'''

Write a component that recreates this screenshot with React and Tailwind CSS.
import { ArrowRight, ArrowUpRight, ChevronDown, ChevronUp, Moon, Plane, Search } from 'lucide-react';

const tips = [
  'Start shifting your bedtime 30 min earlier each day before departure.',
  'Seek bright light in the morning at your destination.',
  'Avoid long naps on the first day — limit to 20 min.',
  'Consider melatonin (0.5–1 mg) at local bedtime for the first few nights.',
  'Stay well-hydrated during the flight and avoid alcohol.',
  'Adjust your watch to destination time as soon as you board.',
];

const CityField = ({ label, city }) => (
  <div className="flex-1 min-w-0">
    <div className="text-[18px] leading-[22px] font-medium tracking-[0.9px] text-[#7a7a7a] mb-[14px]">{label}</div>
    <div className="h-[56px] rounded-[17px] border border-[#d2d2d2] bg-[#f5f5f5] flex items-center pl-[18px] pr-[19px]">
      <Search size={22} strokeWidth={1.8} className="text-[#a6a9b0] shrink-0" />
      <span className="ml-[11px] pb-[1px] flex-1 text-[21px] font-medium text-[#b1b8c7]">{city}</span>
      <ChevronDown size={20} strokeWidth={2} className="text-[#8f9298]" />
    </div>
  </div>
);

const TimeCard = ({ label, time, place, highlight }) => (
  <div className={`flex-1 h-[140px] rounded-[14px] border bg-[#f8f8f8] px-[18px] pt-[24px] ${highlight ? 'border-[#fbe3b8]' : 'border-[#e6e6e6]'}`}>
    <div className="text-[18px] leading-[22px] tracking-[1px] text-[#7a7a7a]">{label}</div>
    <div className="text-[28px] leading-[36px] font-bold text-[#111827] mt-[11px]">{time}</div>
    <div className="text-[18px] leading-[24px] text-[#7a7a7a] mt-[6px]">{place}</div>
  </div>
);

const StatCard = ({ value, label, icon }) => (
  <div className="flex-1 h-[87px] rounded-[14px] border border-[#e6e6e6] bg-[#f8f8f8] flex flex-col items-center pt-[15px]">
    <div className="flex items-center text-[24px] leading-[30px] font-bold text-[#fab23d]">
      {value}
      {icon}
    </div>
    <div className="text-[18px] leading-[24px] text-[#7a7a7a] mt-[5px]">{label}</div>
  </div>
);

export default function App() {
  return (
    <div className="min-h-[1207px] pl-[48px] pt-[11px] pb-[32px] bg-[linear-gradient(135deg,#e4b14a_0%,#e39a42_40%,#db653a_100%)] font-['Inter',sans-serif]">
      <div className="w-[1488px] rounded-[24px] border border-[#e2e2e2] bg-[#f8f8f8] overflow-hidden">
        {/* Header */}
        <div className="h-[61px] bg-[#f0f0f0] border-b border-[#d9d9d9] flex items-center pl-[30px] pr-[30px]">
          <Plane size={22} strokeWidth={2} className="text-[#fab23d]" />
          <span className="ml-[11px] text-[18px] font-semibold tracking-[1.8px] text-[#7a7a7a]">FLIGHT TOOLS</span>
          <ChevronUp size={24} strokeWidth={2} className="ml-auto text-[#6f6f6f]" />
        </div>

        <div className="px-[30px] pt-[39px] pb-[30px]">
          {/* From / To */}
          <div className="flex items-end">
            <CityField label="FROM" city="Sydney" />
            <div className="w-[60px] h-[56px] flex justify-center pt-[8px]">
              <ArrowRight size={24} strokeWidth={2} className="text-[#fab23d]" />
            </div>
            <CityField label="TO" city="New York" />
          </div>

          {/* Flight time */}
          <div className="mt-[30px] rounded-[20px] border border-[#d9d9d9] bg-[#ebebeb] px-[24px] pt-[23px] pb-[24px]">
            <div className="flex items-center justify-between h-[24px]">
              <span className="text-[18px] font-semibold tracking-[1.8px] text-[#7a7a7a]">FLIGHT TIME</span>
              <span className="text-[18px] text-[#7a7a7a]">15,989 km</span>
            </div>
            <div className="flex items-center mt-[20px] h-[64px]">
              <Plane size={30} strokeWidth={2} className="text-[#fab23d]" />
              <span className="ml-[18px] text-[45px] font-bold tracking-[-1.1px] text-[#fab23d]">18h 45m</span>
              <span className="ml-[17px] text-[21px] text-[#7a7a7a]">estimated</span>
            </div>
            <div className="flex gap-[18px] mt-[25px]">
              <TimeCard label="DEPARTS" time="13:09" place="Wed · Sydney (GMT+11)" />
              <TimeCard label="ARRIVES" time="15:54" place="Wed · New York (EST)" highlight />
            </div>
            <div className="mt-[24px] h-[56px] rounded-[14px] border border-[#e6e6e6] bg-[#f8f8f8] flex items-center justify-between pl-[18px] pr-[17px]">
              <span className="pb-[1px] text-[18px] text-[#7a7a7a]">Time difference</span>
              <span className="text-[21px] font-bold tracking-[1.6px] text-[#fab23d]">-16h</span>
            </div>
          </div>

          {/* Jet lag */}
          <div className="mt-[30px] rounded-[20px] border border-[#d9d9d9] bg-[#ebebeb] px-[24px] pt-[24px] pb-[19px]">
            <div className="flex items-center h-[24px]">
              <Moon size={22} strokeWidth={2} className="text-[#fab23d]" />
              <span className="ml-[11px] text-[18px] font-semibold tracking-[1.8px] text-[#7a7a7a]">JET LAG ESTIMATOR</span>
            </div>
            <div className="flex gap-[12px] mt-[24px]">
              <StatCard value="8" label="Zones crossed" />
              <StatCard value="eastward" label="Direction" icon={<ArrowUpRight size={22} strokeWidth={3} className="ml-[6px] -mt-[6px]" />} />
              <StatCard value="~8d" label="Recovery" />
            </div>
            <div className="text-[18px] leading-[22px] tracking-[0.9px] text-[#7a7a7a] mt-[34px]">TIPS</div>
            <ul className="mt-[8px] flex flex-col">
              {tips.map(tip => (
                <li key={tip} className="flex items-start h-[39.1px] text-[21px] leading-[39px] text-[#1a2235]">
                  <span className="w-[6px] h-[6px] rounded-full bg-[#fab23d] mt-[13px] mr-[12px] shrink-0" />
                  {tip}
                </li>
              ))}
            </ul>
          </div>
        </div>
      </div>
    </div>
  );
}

'''
'''

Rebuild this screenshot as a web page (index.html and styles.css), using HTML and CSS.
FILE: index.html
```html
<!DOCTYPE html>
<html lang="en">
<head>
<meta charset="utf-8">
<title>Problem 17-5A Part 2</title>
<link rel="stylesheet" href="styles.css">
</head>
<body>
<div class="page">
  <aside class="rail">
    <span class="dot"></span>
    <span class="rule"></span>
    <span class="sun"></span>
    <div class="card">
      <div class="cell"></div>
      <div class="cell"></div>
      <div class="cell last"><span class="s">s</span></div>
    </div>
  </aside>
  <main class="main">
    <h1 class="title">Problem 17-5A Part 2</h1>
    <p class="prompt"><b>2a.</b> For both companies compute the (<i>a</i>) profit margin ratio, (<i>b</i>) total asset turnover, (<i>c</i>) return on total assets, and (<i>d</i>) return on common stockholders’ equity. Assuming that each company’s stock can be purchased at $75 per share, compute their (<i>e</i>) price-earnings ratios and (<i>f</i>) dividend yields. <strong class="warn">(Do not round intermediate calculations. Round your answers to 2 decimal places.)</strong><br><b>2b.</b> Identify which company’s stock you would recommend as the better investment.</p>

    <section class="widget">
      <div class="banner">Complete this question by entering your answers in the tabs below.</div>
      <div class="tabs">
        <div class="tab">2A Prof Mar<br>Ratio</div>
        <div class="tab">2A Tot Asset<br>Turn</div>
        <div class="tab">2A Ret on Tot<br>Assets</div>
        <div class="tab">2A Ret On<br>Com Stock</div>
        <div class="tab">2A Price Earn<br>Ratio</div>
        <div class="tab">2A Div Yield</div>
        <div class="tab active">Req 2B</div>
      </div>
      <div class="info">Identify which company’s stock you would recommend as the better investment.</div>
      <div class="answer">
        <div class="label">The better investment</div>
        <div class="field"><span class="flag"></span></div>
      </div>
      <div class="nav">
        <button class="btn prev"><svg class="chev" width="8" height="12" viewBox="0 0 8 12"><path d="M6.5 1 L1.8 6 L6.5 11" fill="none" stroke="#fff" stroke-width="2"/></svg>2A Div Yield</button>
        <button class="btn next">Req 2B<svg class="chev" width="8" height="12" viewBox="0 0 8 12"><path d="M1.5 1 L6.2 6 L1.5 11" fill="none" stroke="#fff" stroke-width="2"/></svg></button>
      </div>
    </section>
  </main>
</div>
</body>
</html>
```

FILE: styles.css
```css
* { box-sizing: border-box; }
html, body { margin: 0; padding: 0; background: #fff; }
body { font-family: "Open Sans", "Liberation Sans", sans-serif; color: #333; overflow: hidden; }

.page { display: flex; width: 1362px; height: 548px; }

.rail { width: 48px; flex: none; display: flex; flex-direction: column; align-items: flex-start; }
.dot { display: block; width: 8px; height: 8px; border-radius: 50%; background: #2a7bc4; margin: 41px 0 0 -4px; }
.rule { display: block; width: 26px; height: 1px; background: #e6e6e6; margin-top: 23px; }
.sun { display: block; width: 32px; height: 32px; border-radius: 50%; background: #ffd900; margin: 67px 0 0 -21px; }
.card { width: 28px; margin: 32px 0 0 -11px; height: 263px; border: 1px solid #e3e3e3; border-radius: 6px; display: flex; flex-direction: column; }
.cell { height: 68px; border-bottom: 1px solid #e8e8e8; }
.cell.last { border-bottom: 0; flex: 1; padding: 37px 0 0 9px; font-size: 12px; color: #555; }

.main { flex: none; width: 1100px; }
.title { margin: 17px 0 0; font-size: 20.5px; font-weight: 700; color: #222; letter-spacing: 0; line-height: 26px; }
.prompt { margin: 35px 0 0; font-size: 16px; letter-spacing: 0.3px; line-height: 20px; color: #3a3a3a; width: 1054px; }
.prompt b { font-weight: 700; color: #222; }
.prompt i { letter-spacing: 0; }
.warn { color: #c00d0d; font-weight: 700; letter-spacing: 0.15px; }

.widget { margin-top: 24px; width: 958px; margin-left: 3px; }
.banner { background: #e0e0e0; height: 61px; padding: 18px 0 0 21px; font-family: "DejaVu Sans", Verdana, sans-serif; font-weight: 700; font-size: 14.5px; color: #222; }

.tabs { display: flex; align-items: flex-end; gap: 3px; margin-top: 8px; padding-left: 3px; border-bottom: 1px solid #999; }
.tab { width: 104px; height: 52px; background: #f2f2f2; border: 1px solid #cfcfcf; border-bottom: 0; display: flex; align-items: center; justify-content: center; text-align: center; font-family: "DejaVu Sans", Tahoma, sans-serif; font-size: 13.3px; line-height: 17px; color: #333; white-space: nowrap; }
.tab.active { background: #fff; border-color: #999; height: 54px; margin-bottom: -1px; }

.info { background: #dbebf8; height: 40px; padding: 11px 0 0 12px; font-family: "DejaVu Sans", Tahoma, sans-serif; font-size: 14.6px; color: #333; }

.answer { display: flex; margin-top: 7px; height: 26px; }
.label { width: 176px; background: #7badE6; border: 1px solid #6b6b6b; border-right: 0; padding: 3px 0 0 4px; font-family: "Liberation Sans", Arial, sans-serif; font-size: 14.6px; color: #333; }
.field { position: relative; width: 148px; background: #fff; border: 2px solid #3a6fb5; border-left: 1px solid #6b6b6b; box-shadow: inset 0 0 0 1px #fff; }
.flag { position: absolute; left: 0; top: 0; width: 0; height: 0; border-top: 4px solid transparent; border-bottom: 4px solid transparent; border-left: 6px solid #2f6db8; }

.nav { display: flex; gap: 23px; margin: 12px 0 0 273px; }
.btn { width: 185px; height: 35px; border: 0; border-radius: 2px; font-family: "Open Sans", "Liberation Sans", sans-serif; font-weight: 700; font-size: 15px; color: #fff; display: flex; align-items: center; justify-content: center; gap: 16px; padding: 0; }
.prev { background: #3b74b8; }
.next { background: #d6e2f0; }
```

'''

* Set exercise
Above are some lines. Repeat exactly, and only, those from the line that has "Write a component" through the line that has "Moon, Plane, Search".

* Task response
Write a component that recreates this screenshot with React and Tailwind CSS.
import { ArrowRight, ArrowUpRight, ChevronDown, ChevronUp, Moon, Plane, Search } from 'lucide-react';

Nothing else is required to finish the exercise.